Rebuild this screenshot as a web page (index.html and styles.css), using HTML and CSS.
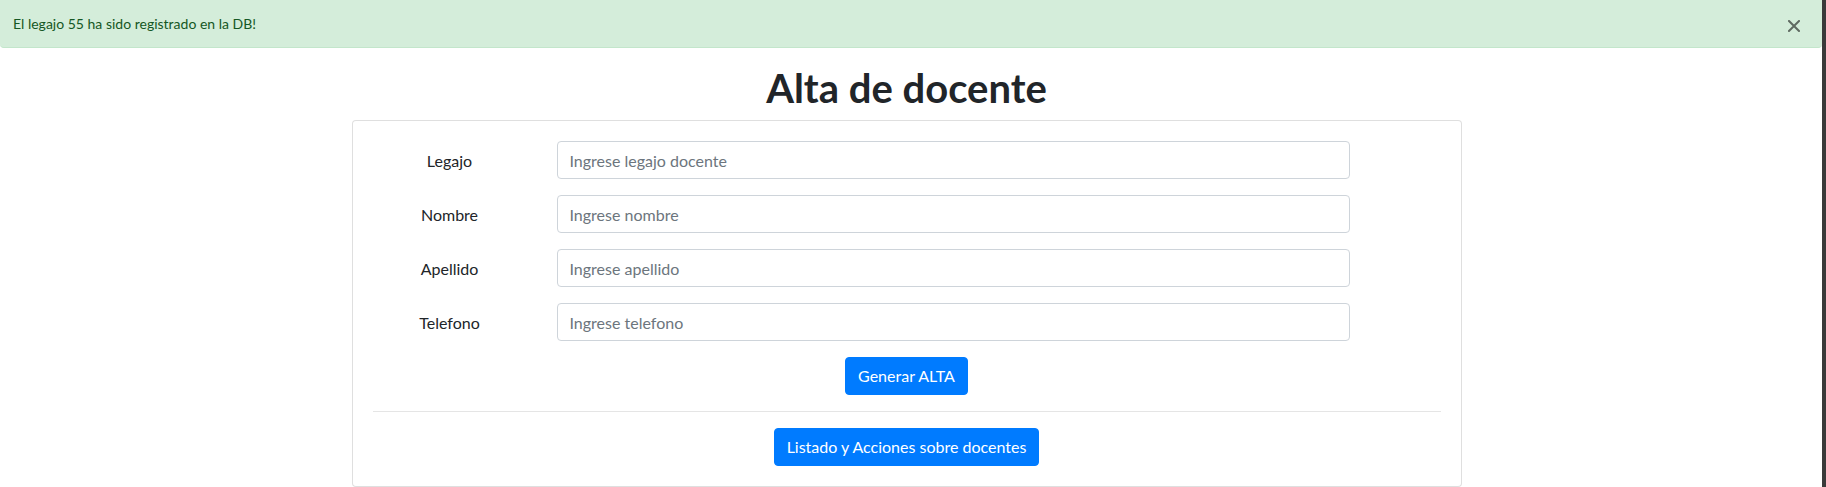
FILE: index.html
```html
<!DOCTYPE html>
<html lang="es">
<head>
<meta charset="utf-8">
<title>Alta de docente</title>
<link rel="stylesheet" href="styles.css">
</head>
<body>
<div class="page">
  <div class="viewport">
    <div class="alert">
      <span class="alert-text">El legajo 55 ha sido registrado en la DB!</span>
      <button class="close" type="button" aria-label="Close">
        <svg width="12" height="12" viewBox="0 0 12 12"><path d="M1 1 L11 11 M11 1 L1 11" stroke="#000" stroke-width="2" stroke-linecap="square"/></svg>
      </button>
    </div>
    <div class="main">
      <div class="container">
        <h1 class="title">Alta de docente</h1>
        <div class="card">
          <div class="card-body">
            <form class="form">
              <div class="form-row">
                <label class="form-label">Legajo</label>
                <input class="form-input" type="text" placeholder="Ingrese legajo docente">
              </div>
              <div class="form-row">
                <label class="form-label">Nombre</label>
                <input class="form-input" type="text" placeholder="Ingrese nombre">
              </div>
              <div class="form-row">
                <label class="form-label">Apellido</label>
                <input class="form-input" type="text" placeholder="Ingrese apellido">
              </div>
              <div class="form-row">
                <label class="form-label">Telefono</label>
                <input class="form-input" type="text" placeholder="Ingrese telefono">
              </div>
              <div class="actions">
                <button class="btn" type="button">Generar ALTA</button>
              </div>
            </form>
            <hr class="divider">
            <div class="actions">
              <button class="btn" type="button">Listado y Acciones sobre docentes</button>
            </div>
          </div>
        </div>
      </div>
    </div>
  </div>
  <div class="edge"></div>
</div>
</body>
</html>
```
FILE: styles.css
```css
* { box-sizing: border-box; }
html, body { margin: 0; padding: 0; }
body {
  font-family: Lato, "Noto Sans", "Liberation Sans", sans-serif;
  color: #212529;
  background: #fff;
}
.page {
  display: flex;
  width: 1826px;
  height: 487px;
  overflow: hidden;
}
.viewport {
  flex: 1;
  min-width: 0;
  display: flex;
  flex-direction: column;
}
.edge {
  width: 4px;
  background: #3a3a3a;
}
.alert {
  display: flex;
  align-items: center;
  justify-content: space-between;
  height: 49px;
  padding: 0 22px 1px 13px;
  background: #d4edda;
  border-bottom: 1px solid #c3e6cb;
  border-radius: 0 0 4px 4px;
  color: #155724;
  font-size: 14px;
}
.close {
  display: flex;
  align-items: center;
  justify-content: center;
  width: 12px;
  height: 12px;
  margin-top: 5px;
  padding: 0;
  border: 0;
  background: transparent;
  opacity: 0.55;
}
.main {
  padding-right: 9px;
}
.container {
  width: 1110px;
  margin: 0 auto;
}
.title {
  margin: 16px 0 8px;
  font-size: 40px;
  font-weight: 700;
  line-height: 48px;
  text-align: center;
  color: #212529;
}
.card {
  border: 1px solid rgba(0,0,0,0.125);
  border-radius: 4px;
  background: #fff;
}
.card-body {
  padding: 20px;
}
.form {
  display: flex;
  flex-direction: column;
  gap: 16px;
}
.form-row {
  display: grid;
  grid-template-columns: 154px 793px;
  column-gap: 30px;
  align-items: center;
}
.form-label {
  text-align: center;
  font-size: 16px;
}
.form-input {
  height: 38px;
  padding: 0 12px;
  border: 1px solid #ced4da;
  border-radius: 4px;
  font-family: inherit;
  font-size: 16px;
  color: #495057;
  background: #fff;
}
.form-input::placeholder {
  color: #6c757d;
  opacity: 1;
}
.actions {
  display: flex;
  justify-content: center;
}
.btn {
  height: 38px;
  padding: 0 12px;
  border: 1px solid #007bff;
  border-radius: 4px;
  background: #007bff;
  color: #fff;
  font-family: inherit;
  font-size: 16px;
  line-height: 1;
}
.divider {
  margin: 16px 0;
  border: 0;
  border-top: 1px solid rgba(0,0,0,0.1);
}
```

# # #

[WHAT TO PRODUCE] Repeat the data exactly, excluding the pictures.

[OUTPUT FOR THIS TASK]
Rebuild this screenshot as a web page (index.html and styles.css), using HTML and CSS.
FILE: index.html
```html
<!DOCTYPE html>
<html lang="es">
<head>
<meta charset="utf-8">
<title>Alta de docente</title>
<link rel="stylesheet" href="styles.css">
</head>
<body>
<div class="page">
  <div class="viewport">
    <div class="alert">
      <span class="alert-text">El legajo 55 ha sido registrado en la DB!</span>
      <button class="close" type="button" aria-label="Close">
        <svg width="12" height="12" viewBox="0 0 12 12"><path d="M1 1 L11 11 M11 1 L1 11" stroke="#000" stroke-width="2" stroke-linecap="square"/></svg>
      </button>
    </div>
    <div class="main">
      <div class="container">
        <h1 class="title">Alta de docente</h1>
        <div class="card">
          <div class="card-body">
            <form class="form">
              <div class="form-row">
                <label class="form-label">Legajo</label>
                <input class="form-input" type="text" placeholder="Ingrese legajo docente">
              </div>
              <div class="form-row">
                <label class="form-label">Nombre</label>
                <input class="form-input" type="text" placeholder="Ingrese nombre">
              </div>
              <div class="form-row">
                <label class="form-label">Apellido</label>
                <input class="form-input" type="text" placeholder="Ingrese apellido">
              </div>
              <div class="form-row">
                <label class="form-label">Telefono</label>
                <input class="form-input" type="text" placeholder="Ingrese telefono">
              </div>
              <div class="actions">
                <button class="btn" type="button">Generar ALTA</button>
              </div>
            </form>
            <hr class="divider">
            <div class="actions">
              <button class="btn" type="button">Listado y Acciones sobre docentes</button>
            </div>
          </div>
        </div>
      </div>
    </div>
  </div>
  <div class="edge"></div>
</div>
</body>
</html>
```
FILE: styles.css
```css
* { box-sizing: border-box; }
html, body { margin: 0; padding: 0; }
body {
  font-family: Lato, "Noto Sans", "Liberation Sans", sans-serif;
  color: #212529;
  background: #fff;
}
.page {
  display: flex;
  width: 1826px;
  height: 487px;
  overflow: hidden;
}
.viewport {
  flex: 1;
  min-width: 0;
  display: flex;
  flex-direction: column;
}
.edge {
  width: 4px;
  background: #3a3a3a;
}
.alert {
  display: flex;
  align-items: center;
  justify-content: space-between;
  height: 49px;
  padding: 0 22px 1px 13px;
  background: #d4edda;
  border-bottom: 1px solid #c3e6cb;
  border-radius: 0 0 4px 4px;
  color: #155724;
  font-size: 14px;
}
.close {
  display: flex;
  align-items: center;
  justify-content: center;
  width: 12px;
  height: 12px;
  margin-top: 5px;
  padding: 0;
  border: 0;
  background: transparent;
  opacity: 0.55;
}
.main {
  padding-right: 9px;
}
.container {
  width: 1110px;
  margin: 0 auto;
}
.title {
  margin: 16px 0 8px;
  font-size: 40px;
  font-weight: 700;
  line-height: 48px;
  text-align: center;
  color: #212529;
}
.card {
  border: 1px solid rgba(0,0,0,0.125);
  border-radius: 4px;
  background: #fff;
}
.card-body {
  padding: 20px;
}
.form {
  display: flex;
  flex-direction: column;
  gap: 16px;
}
.form-row {
  display: grid;
  grid-template-columns: 154px 793px;
  column-gap: 30px;
  align-items: center;
}
.form-label {
  text-align: center;
  font-size: 16px;
}
.form-input {
  height: 38px;
  padding: 0 12px;
  border: 1px solid #ced4da;
  border-radius: 4px;
  font-family: inherit;
  font-size: 16px;
  color: #495057;
  background: #fff;
}
.form-input::placeholder {
  color: #6c757d;
  opacity: 1;
}
.actions {
  display: flex;
  justify-content: center;
}
.btn {
  height: 38px;
  padding: 0 12px;
  border: 1px solid #007bff;
  border-radius: 4px;
  background: #007bff;
  color: #fff;
  font-family: inherit;
  font-size: 16px;
  line-height: 1;
}
.divider {
  margin: 16px 0;
  border: 0;
  border-top: 1px solid rgba(0,0,0,0.1);
}
```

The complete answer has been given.